[Task description] Retype word for word the first line of the listing and each line after it up to the line with "const cols = ['大三阳', '小三阳', '大二阳', '小二阳'];", with the pictures taken out.

··· Data lines

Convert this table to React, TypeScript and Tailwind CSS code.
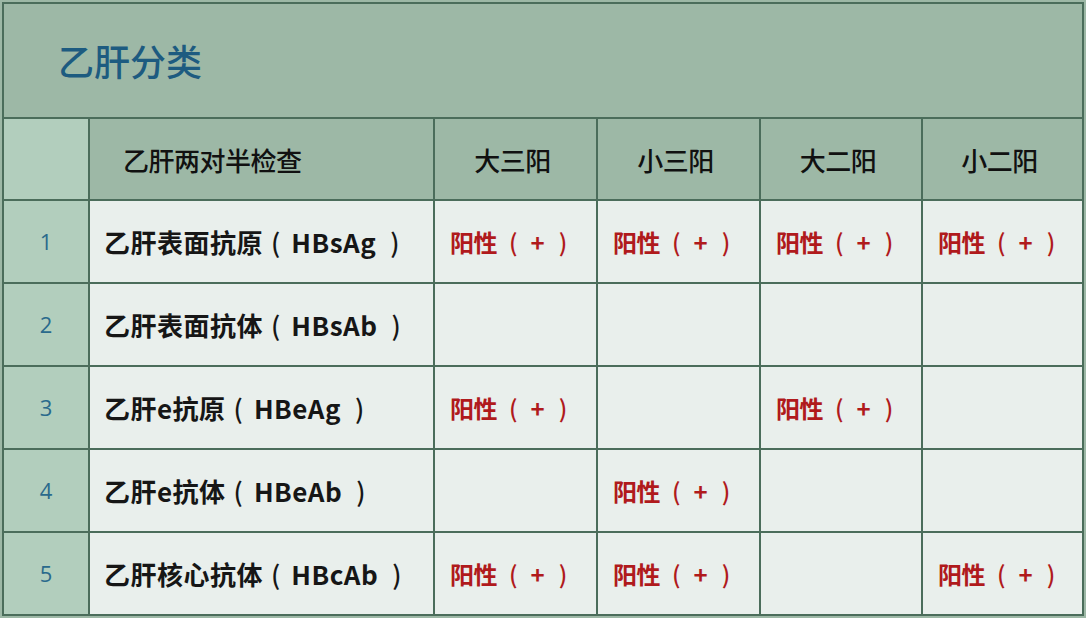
import React from 'react';

const cols = ['大三阳', '小三阳', '大二阳', '小二阳'];

const rows: { cn: string; en: string; marks: boolean[] }[] = [
  { cn: '乙肝表面抗原', en: 'HBsAg', marks: [true, true, true, true] },
  { cn: '乙肝表面抗体', en: 'HBsAb', marks: [false, false, false, false] },
  { cn: '乙肝e抗原', en: 'HBeAg', marks: [true, false, true, false] },
  { cn: '乙肝e抗体', en: 'HBeAb', marks: [false, true, false, false] },
  { cn: '乙肝核心抗体', en: 'HBcAb', marks: [true, true, false, true] },
];

const font = { fontFamily: '"Noto Sans CJK SC", "Noto Sans", sans-serif' };

const Positive = () => (
  <span className="flex items-center text-[24px] font-bold text-[#b01a1c]">
    <span className="tracking-[-0.5px]">阳性</span>
    <span className="ml-[12px] font-medium">(</span>
    <span className="ml-[13px]">+</span>
    <span className="ml-[14px] font-medium">)</span>
  </span>
);

export default function App() {
  return (
    <div className="w-[1086px] h-[618px] bg-[#9db8a6] p-[2px]" style={font}>
      <div className="grid grid-cols-[84px_343px_161px_161px_160px_159px] grid-rows-[113px_80px_81px_81px_81px_81px_81px] gap-[2px] p-[2px] bg-[#4b6d5b]">
        <div className="col-span-6 bg-[#9db8a6] flex items-center pl-[54px] pb-[2px]">
          <span className="text-[36px] font-medium text-[#1d5b80]">乙肝分类</span>
        </div>

        <div className="bg-[#b2cebd]" />
        <div className="bg-[#9db8a6] flex items-center pl-[33px]">
          <span className="text-[26px] font-medium text-[#111] tracking-[-0.5px]">乙肝两对半检查</span>
        </div>
        {cols.map((c) => (
          <div key={c} className="bg-[#9db8a6] flex items-center justify-center pr-[6px]">
            <span className="text-[26px] font-medium text-[#111] tracking-[-0.5px]">{c}</span>
          </div>
        ))}

        {rows.map((r, i) => (
          <React.Fragment key={r.cn}>
            <div className="bg-[#b2cebd] flex items-center justify-center">
              <span className="text-[22px] text-[#2a6a8c]" style={{ fontFamily: '"Open Sans", sans-serif' }}>{i + 1}</span>
            </div>
            <div className="bg-[#e9efec] flex items-center pl-[14px] text-[26px] font-bold text-[#161616]">
              <span className="tracking-[0.5px]">{r.cn}</span>
              <span className="ml-[8px] font-medium">(</span>
              <span className="ml-[11px] tracking-[0.5px]">{r.en}</span>
              <span className="ml-[14px] font-medium">)</span>
            </div>
            {r.marks.map((m, j) => (
              <div key={j} className="bg-[#e9efec] flex items-center pl-[15px]">
                {m && <Positive />}
              </div>
            ))}
          </React.Fragment>
        ))}
      </div>
    </div>
  );
}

······

[Exercise response]
Convert this table to React, TypeScript and Tailwind CSS code.
import React from 'react';

const cols = ['大三阳', '小三阳', '大二阳', '小二阳'];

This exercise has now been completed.